Comme l’accord permettant le transfert des données personnelles des passagers aériens, le récent « accord » autorisant la société Swift à transmettre ses informations aux autorités américaines, révèle l’existence d’une structure politique impériale, dans laquelle l’exécutif américain occupe la place de donneur d’ordres et les institutions européennes une simple fonction de légitimation vis à vis de leurs populations.

Dans les deux cas, passagers aériens et affaire Swift, la technique juridique est identique. En fait, il ne s’agit pas d’accords entre deux parties, entre deux puissances formellement souveraines. Il n’existe qu’une seule partie, l’administration des Etats-Unis qui s’adresse directement aux ressortissants européens. Dans les deux textes, le pouvoir exécutif américain réaffirme son droit de disposer de leur données personnelles. En compensation, dans une démarche unilatérale il concède des « garanties » formelles qu’il peut unilatéralement modifier ou supprimer. L’exécutif américain exerce ainsi directement sa souveraineté sur les populations des deux côtés de l’atlantique.


[1] « Passagers aériens sous surveillance », Utopie critique N° 43, janvier 2008.

[2] « La CIA a espionné les flux financiers », Le Monde, le 24 juin 2006.

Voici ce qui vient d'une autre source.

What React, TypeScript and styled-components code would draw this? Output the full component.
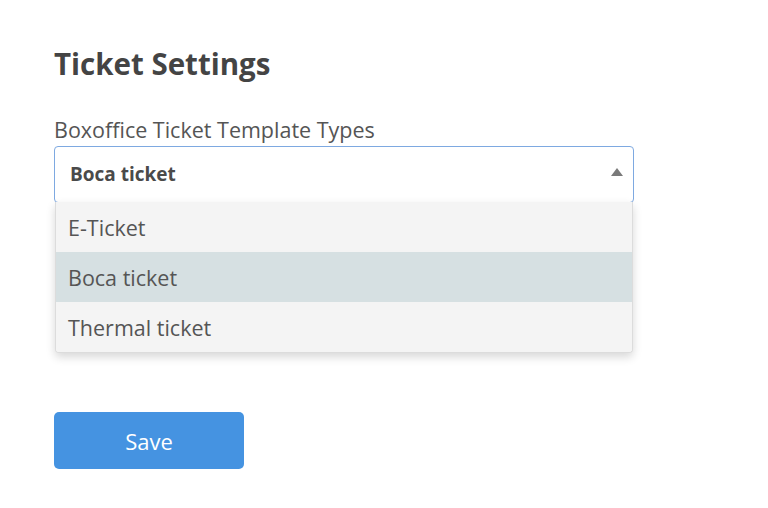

[3] http://www.ecb.int/pub/pdf/other/070130beresswiftfr.pdf

[4] Yves Poullet, « Les Safe Harbor Principles-Une protection adéquate? », in Actes du colloque de l’International Federation of Computer Law Associations, Paris le 17/06/2000, http://www.juriscom.net/uni/doc/20000617.htm

[5] EU-USA Swift Agreement: 10741/2/07 REV 2, texte déclassifié :

http://www.statewatch.org/news/2008/jan/eu-usa-swift-rev2-10741-7.pdf

[6] « Booz Allen’s extensive ties to government Raise more questions about Swift Surveillance Program, ACLU, le 26/09/2006, http://www.aclu.org/pdfs/safefree/boozallen20060914.pdf

[7] Christian Beutler, « Neues Nervenzentrum für die weltzeite Finanzindustrie », Neue Zürcher Zeitung, Zürich , 27 März 2008.